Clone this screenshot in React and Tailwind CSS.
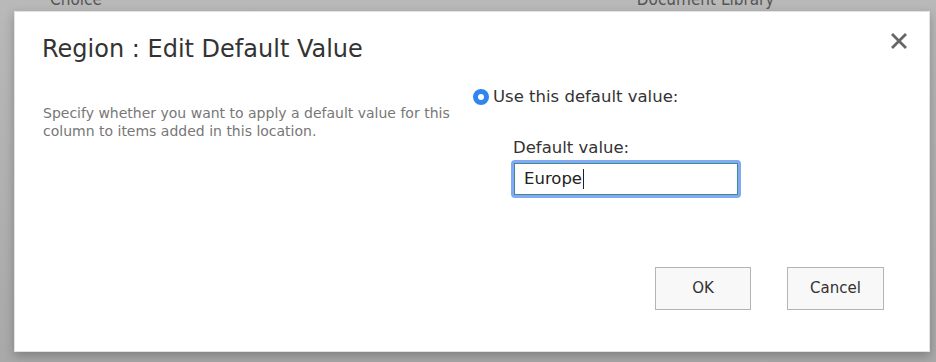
import React from "react";

const App = () => {
  return (
    <div
      className="w-[936px] h-[362px] overflow-hidden bg-gradient-to-b from-[#b9b9b9] to-[#a9a9a9] font-['DejaVu_Sans',sans-serif]"
    >
      <div className="h-[11px] overflow-hidden flex text-[17px] text-[#555] font-['DejaVu_Sans_Condensed','DejaVu_Sans',sans-serif]">
        <span className="ml-[50px] -mt-[12px] leading-[22px]">Choice</span>
        <span className="ml-[535px] -mt-[12px] leading-[22px]">Document Library</span>
      </div>
      <div className="ml-[14px] w-[916px] h-[341px] bg-white border border-[#e2e2e2] shadow-[0_4px_10px_rgba(0,0,0,0.25)] flex flex-col">
        <div className="flex justify-between pl-[27px] pr-[22px] pt-[21px]">
          <h1 className="text-[24px] leading-[32px] text-[#333]">Region : Edit Default Value</h1>
          <button className="self-start">
            <svg width="16" height="16" viewBox="0 0 16 16" className="block">
              <path d="M2 2 L14 14 M14 2 L2 14" stroke="#666" strokeWidth="2.8" strokeLinecap="square" />
            </svg>
          </button>
        </div>
        <div className="flex pl-[28px] pt-[19px]">
          <p className="w-[420px] pt-[20px] text-[14px] leading-[18px] text-[#777]">
            Specify whether you want to apply a default value for this column to items added in this location.
          </p>
          <div className="ml-[10px] flex flex-col">
            <label className="mt-[2px] flex items-center gap-[4px] text-[16.5px] leading-[22px] text-[#333]">
              <span className="w-[16px] h-[16px] rounded-full bg-[#2f86ee] flex items-center justify-center">
                <span className="w-[6px] h-[6px] rounded-full bg-white" />
              </span>
              Use this default value:
            </label>
            <div className="ml-[40px] mt-[29px] text-[16.5px] leading-[22px] text-[#333]">Default value:</div>
            <div className="ml-[38px] mt-[1px] w-[230px] rounded-[4px] bg-[#82a8f6] p-[3px]">
              <div className="h-[32px] bg-white border border-[#3c8d8d] flex items-center pl-[9px] text-[16.5px] text-[#222]">
                Europe<span className="ml-[1px] w-px h-[20px] bg-[#222]" />
              </div>
            </div>
          </div>
        </div>
        <div className="flex justify-end gap-[36px] pr-[45px] mt-auto mb-[41px]">
          <button className="w-[96px] h-[43px] bg-[#f8f8f8] border border-[#b4b4b4] text-[15px] text-[#333]">OK</button>
          <button className="w-[97px] h-[43px] bg-[#f8f8f8] border border-[#b4b4b4] text-[15px] text-[#333]">Cancel</button>
        </div>
      </div>
    </div>
  );
};

export default App;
┄┄┄┄┄┄
### What to do
Write down every line from the opening of the listing to the line with "import React from", both included, and nothing else; the pictures are omitted.

### Complete answer
Clone this screenshot in React and Tailwind CSS.
import React from "react";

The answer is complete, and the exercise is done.